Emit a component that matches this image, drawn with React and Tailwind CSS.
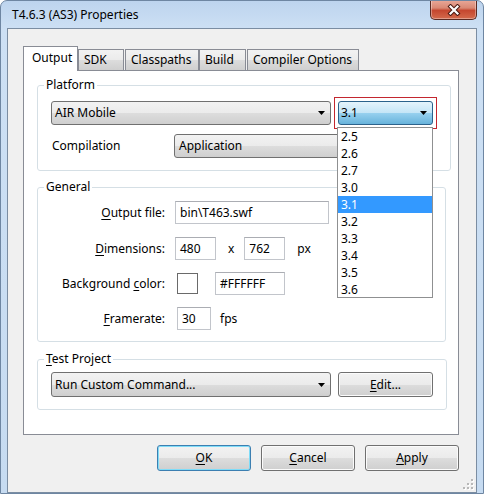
import React from 'react'

const FONT = "font-['Segoe_UI','Noto_Sans',sans-serif]"

function Arrow() {
  return (
    <svg width="7" height="4" viewBox="0 0 7 4" className="shrink-0">
      <path d="M0 0h7L3.5 4z" fill="#000" />
    </svg>
  )
}

function Combo({ label, className = '', tone = 'gray' }) {
  const skin =
    tone === 'blue'
      ? 'border-[#2c628b] bg-[linear-gradient(#e5f4fc,#c4e5f6_50%,#98d1ef_50%,#68b3db)]'
      : 'border-[#707070] bg-[linear-gradient(#f2f2f2,#ebebeb_50%,#dddddd_50%,#cfcfcf)]'

  return (
    <div className={`flex items-center justify-between rounded-[3px] border pr-[5px] ${skin} ${className}`}>
      <span className="leading-[16px]">{label}</span>
      <Arrow />
    </div>
  )
}

function Key({ children }) {
  return <span className="underline decoration-1 underline-offset-[2px]">{children}</span>
}

function Field({ value, className = '' }) {
  return (
    <div
      className={`flex h-[23px] items-center border border-[#c2c5cb] border-t-[#abadb3] bg-white pl-[4px] leading-[16px] ${className}`}
    >
      {value}
    </div>
  )
}

function Group({ title, className = '', children }) {
  return (
    <fieldset className={`ml-[13px] w-[409px] rounded-[3px] border border-[#d5dfe5] ${className}`}>
      <legend className="ml-[6px] px-[2px] leading-[16px]">{title}</legend>
      {children}
    </fieldset>
  )
}

function Button({ children, primary = false, className = '' }) {
  const skin = primary
    ? 'border-[#3c7fb1] shadow-[inset_0_0_0_1px_#7fdcf8]'
    : 'border-[#707070] shadow-[inset_0_0_0_1px_#fbfbfb]'

  return (
    <div
      className={`flex items-center justify-center rounded-[3px] border bg-[linear-gradient(#f2f2f2,#ebebeb_50%,#dddddd_50%,#cfcfcf)] leading-[16px] ${skin} ${className}`}
    >
      {children}
    </div>
  )
}

function Tab({ label, selected = false, className = '' }) {
  if (selected) {
    return (
      <div className={`relative z-10 -mb-px flex h-[25px] items-start border border-b-0 border-[#898c95] bg-white pl-[8px] pt-[3px] leading-[16px] ${className}`}>
        {label}
      </div>
    )
  }

  return (
    <div
      className={`flex h-[21px] items-start border border-b-0 border-[#898c95] bg-[linear-gradient(#f2f2f2,#ebebeb_50%,#dddddd_50%,#cfcfcf)] pl-[5px] pt-[2px] leading-[16px] ${className}`}
    >
      {label}
    </div>
  )
}

const versions = ['2.5', '2.6', '2.7', '3.0', '3.1', '3.2', '3.3', '3.4', '3.5', '3.6']

function CloseButton() {
  return (
    <div className="-mt-px flex h-[20px] w-[47px] items-center justify-center rounded-b-[5px] border border-t-0 border-[#5a2a22] bg-[linear-gradient(#eaa999,#d98874_42%,#c5472f_55%,#d46a4c)] shadow-[inset_0_0_0_1px_rgba(255,255,255,0.35)]">
      <svg width="14" height="12" viewBox="0 0 14 12">
        <path d="M3.5 2.5 L10.5 9.5 M10.5 2.5 L3.5 9.5" stroke="#4a1a12" strokeWidth="4.2" strokeLinecap="square" />
        <path d="M3.5 2.5 L10.5 9.5 M10.5 2.5 L3.5 9.5" stroke="#ffffff" strokeWidth="2.2" strokeLinecap="square" />
      </svg>
    </div>
  )
}

function SizeGrip() {
  const dots = [
    [8, 0],
    [4, 4],
    [8, 4],
    [0, 8],
    [4, 8],
    [8, 8],
  ]
  return (
    <svg width="11" height="11" viewBox="0 0 11 11" className="absolute bottom-[2px] right-[2px]">
      {dots.map(([x, y]) => (
        <g key={`${x}-${y}`}>
          <rect x={x + 1} y={y + 1} width="2" height="2" fill="#ffffff" />
          <rect x={x} y={y} width="2" height="2" fill="#b8b8b8" />
        </g>
      ))}
    </svg>
  )
}

export default function App() {
  return (
    <div
      className={`relative h-[494px] w-[484px] overflow-hidden rounded-t-[7px] border border-[#6e86a2] bg-[linear-gradient(#bdd4ee,#cde0f4_28px,#c6dbf1)] px-[6px] text-[12px] text-black ${FONT}`}
    >
      <div className="flex h-[27px] items-start justify-between">
        <div className="pl-[5px] pt-[6px] leading-[16px]">T4.6.3 (AS3) Properties</div>
        <CloseButton />
      </div>

      <div className="relative h-[465px] border border-[#7b8da2] bg-[#f0f0f0] pl-[15px] pt-[17px]">
        <div className="flex h-[24px] items-end">
          <Tab label="Output" selected className="w-[55px]" />
          <Tab label="SDK" className="w-[46px]" />
          <Tab label="Classpaths" className="ml-[1px] w-[74px]" />
          <Tab label="Build" className="w-[47px]" />
          <Tab label="Compiler Options" className="ml-[1px] w-[112px]" />
        </div>

        <div className="h-[365px] w-[436px] border border-[#898c95] bg-white pt-[6px]">
          <Group title="Platform">
            <div className="px-[13px] pb-[12px] pt-[8px]">
              <div className="flex items-start">
                <Combo label="AIR Mobile" className="h-[24px] w-[280px] pl-[3px]" />
                <div className="relative z-20 -my-[4px] ml-[3px] border border-[#c3272f] p-[3px]">
                  <Combo label="3.1" tone="blue" className="h-[24px] w-[95px] pl-[2px]" />
                  <div className="absolute left-[2px] top-[29px] -z-10 h-[171px] w-[96px] border border-[#8f9091] bg-white">
                    {versions.map((version) => (
                      <div
                        key={version}
                        className={`h-[17px] pl-[3px] leading-[17px] ${
                          version === '3.1' ? 'bg-[#3399ff] text-white' : ''
                        }`}
                      >
                        {version}
                      </div>
                    ))}
                  </div>
                </div>
              </div>
              <div className="mt-[9px] flex items-center">
                <div className="w-[123px] pl-[1px] leading-[16px]">Compilation</div>
                <Combo label="Application" className="h-[24px] w-[259px] pl-[4px]" />
              </div>
            </div>
          </Group>

          <Group title="General" className="mt-[8px]">
            <div className="px-[13px] pb-[11px] pt-[6px]">
              <div className="flex h-[23px] items-center gap-[10px]">
                <div className="w-[114px] text-right leading-[16px]">
                  <Key>O</Key>utput file:
                </div>
                <Field value="bin\T463.swf" className="w-[154px]" />
              </div>
              <div className="mt-[13px] flex h-[23px] items-center">
                <div className="w-[114px] text-right leading-[16px]">
                  <Key>D</Key>imensions:
                </div>
                <Field value="480" className="ml-[10px] w-[41px]" />
                <span className="ml-[12px] leading-[16px]">x</span>
                <Field value="762" className="ml-[10px] w-[41px]" />
                <span className="ml-[12px] leading-[16px]">px</span>
              </div>
              <div className="mt-[12px] flex h-[23px] items-center">
                <div className="w-[114px] text-right leading-[16px]">
                  Background <Key>c</Key>olor:
                </div>
                <div className="ml-[12px] h-[21px] w-[21px] border border-[#6a6a6a] bg-white" />
                <Field value="#FFFFFF" className="ml-[17px] w-[70px]" />
              </div>
              <div className="mt-[12px] flex h-[23px] items-center">
                <div className="w-[114px] text-right leading-[16px]">
                  <Key>F</Key>ramerate:
                </div>
                <Field value="30" className="ml-[12px] w-[34px]" />
                <span className="ml-[9px] leading-[16px]">fps</span>
              </div>
            </div>
          </Group>

          <Group
            title={
              <>
                <Key>T</Key>est Project
              </>
            }
            className="mt-[9px]"
          >
            <div className="flex items-center px-[13px] pb-[12px] pt-[5px]">
              <Combo label="Run Custom Command..." className="h-[25px] w-[280px] pl-[3px]" />
              <Button className="ml-[7px] h-[25px] w-[95px]">
                <Key>E</Key>dit...
              </Button>
            </div>
          </Group>
        </div>

        <div className="mt-[10px] flex w-[436px] justify-end gap-[10px]">
          <Button primary className="h-[26px] w-[94px]">
            <Key>O</Key>K
          </Button>
          <Button className="h-[26px] w-[94px]">
            <Key>C</Key>ancel
          </Button>
          <Button className="h-[26px] w-[94px]">
            <Key>A</Key>pply
          </Button>
        </div>

        <SizeGrip />
      </div>
    </div>
  )
}
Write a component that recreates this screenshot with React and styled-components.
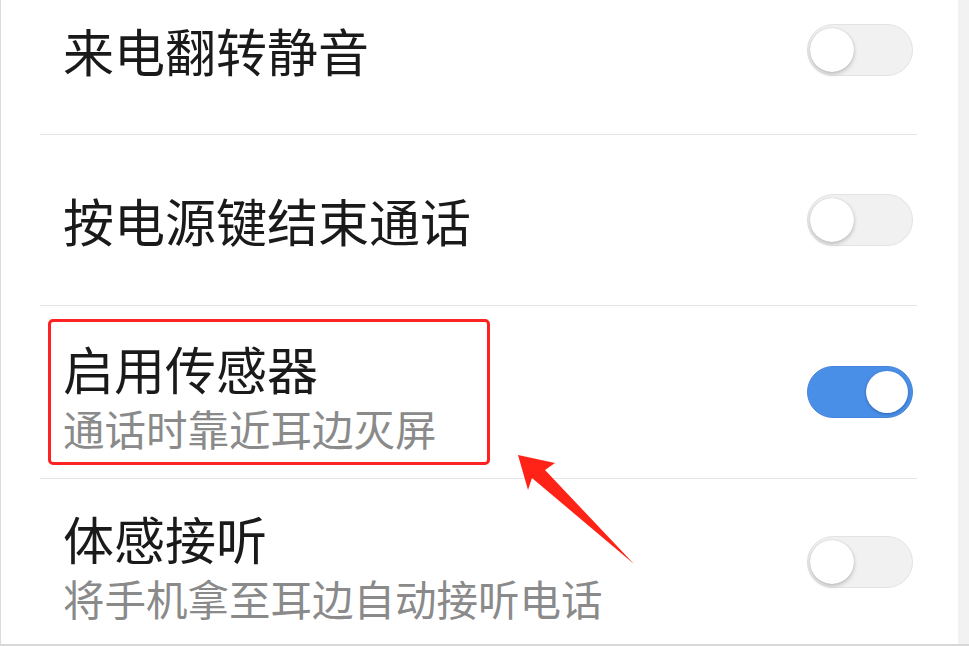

_Stated problem_
Scan the material for lines with the word "that", and copy each line you find.

_Final result_
Emit a component that matches this image, drawn with React and Tailwind CSS.
Write a component that recreates this screenshot with React and styled-components.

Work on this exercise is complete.